> Exercise directions
Which lines below hold the word "Tailwind"? Copy all of them.

==== Dataset rows

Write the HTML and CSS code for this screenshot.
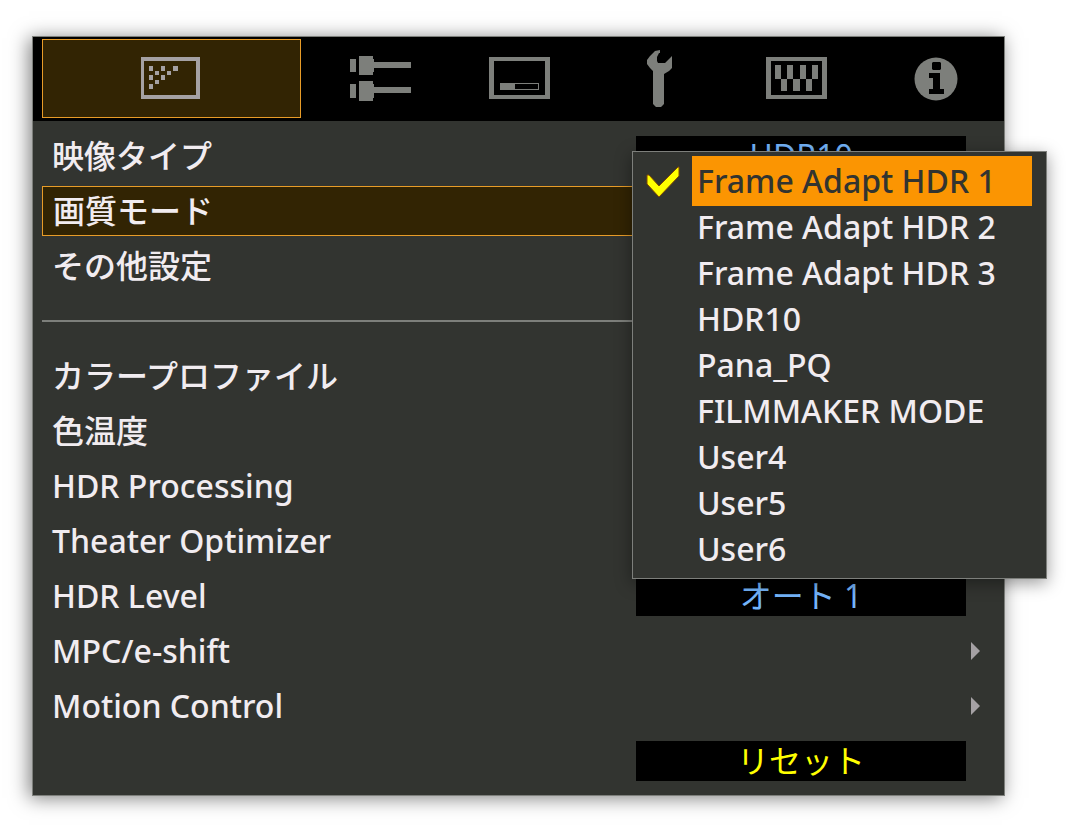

========
==== Dataset rows

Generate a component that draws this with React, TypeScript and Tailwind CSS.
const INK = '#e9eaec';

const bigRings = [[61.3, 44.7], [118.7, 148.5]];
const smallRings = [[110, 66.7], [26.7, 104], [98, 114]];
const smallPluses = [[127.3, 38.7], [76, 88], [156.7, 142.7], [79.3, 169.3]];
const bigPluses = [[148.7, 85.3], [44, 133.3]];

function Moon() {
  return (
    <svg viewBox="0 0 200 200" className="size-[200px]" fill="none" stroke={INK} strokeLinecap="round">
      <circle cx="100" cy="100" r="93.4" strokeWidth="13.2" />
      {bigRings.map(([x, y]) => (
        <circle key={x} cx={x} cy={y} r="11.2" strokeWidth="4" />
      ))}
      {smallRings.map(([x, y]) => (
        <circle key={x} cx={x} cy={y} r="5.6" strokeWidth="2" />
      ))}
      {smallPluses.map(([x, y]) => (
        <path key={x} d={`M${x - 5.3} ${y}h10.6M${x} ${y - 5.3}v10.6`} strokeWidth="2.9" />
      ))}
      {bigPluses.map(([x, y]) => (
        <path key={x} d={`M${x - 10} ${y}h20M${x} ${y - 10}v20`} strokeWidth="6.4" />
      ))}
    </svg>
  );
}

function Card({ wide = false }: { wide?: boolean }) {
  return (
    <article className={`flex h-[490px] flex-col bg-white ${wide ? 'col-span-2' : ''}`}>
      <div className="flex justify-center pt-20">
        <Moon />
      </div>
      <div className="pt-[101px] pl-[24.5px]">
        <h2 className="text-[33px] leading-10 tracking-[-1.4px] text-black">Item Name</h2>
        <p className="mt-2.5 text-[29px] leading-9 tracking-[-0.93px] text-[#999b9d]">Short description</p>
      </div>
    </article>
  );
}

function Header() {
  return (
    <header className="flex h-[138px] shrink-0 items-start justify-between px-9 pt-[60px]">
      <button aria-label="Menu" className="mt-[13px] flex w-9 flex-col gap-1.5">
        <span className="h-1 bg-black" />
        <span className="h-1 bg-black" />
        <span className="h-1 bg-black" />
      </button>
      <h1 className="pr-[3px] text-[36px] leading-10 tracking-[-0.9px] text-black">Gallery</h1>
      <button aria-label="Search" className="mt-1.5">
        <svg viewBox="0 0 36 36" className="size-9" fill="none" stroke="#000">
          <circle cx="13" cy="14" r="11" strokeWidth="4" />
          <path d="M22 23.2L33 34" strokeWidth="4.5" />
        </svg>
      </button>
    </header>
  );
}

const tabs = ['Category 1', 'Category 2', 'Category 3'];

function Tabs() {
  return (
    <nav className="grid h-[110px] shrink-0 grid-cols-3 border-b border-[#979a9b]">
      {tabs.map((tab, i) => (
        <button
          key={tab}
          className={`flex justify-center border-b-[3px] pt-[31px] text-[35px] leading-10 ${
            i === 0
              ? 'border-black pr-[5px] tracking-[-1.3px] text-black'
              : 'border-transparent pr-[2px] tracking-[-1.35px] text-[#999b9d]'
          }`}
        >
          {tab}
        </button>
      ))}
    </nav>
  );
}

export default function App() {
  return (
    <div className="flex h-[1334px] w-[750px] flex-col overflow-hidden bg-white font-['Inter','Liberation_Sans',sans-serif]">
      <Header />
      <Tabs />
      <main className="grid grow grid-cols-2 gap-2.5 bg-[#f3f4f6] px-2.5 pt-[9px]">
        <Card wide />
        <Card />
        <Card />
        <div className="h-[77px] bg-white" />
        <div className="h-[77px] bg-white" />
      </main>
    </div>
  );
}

========
==== Dataset rows

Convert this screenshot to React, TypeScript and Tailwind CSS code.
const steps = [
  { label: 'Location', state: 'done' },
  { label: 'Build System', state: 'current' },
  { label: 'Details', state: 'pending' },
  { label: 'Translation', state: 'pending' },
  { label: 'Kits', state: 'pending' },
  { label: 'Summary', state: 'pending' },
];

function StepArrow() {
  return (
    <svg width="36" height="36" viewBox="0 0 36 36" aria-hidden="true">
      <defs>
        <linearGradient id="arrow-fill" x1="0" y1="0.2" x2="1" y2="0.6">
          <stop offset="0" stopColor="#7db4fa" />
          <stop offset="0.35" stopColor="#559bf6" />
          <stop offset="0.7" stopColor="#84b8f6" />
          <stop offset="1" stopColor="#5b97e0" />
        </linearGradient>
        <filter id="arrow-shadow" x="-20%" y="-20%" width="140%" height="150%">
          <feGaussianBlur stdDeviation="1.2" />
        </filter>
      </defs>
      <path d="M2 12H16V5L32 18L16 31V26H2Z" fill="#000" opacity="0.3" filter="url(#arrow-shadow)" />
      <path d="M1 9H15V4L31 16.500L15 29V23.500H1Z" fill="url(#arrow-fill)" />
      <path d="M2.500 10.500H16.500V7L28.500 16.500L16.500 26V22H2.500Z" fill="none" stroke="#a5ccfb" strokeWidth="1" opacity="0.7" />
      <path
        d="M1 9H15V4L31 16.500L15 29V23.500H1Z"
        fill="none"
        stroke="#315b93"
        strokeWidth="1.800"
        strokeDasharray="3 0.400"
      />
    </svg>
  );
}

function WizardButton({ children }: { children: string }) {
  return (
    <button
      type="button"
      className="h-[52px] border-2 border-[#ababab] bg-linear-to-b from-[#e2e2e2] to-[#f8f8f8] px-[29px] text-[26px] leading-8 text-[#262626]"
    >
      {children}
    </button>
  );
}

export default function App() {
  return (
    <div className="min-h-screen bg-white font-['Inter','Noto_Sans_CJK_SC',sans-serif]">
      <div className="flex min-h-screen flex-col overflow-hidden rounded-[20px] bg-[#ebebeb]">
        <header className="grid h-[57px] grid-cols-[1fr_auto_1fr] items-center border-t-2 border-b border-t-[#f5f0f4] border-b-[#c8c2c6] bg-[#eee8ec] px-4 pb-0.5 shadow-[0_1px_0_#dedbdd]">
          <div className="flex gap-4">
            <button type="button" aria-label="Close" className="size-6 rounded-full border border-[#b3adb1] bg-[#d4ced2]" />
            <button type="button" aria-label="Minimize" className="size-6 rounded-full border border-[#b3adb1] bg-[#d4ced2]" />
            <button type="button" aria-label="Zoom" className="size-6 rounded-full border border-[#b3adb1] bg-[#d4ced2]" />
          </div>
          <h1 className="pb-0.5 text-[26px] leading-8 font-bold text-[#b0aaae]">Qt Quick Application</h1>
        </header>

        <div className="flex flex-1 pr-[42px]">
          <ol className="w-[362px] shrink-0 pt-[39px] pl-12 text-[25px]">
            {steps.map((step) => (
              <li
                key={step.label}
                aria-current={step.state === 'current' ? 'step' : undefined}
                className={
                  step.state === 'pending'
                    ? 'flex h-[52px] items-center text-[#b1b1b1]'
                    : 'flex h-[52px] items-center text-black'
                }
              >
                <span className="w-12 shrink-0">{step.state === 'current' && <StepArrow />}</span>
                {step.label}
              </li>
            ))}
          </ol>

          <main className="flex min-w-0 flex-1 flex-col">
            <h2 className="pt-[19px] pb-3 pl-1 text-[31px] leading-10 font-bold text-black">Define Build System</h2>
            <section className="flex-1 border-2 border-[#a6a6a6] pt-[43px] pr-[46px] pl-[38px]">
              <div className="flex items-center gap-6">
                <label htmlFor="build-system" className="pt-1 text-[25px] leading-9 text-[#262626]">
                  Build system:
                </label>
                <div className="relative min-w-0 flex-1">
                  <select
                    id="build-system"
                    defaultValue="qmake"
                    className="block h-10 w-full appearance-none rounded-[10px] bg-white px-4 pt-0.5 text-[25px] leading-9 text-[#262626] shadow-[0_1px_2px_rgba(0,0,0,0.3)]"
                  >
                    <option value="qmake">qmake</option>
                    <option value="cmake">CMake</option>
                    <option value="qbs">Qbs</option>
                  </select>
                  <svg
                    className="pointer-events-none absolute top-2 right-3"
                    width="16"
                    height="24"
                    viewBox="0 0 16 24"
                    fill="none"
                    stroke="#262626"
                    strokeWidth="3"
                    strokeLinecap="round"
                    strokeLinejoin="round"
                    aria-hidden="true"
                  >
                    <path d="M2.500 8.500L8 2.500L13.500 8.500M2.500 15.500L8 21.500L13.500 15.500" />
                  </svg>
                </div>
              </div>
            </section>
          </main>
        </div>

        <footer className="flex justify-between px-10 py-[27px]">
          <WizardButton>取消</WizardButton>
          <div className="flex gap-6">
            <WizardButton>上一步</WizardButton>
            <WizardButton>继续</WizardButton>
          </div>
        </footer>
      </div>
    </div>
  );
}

========

> Task answer
Generate a component that draws this with React, TypeScript and Tailwind CSS.
Convert this screenshot to React, TypeScript and Tailwind CSS code.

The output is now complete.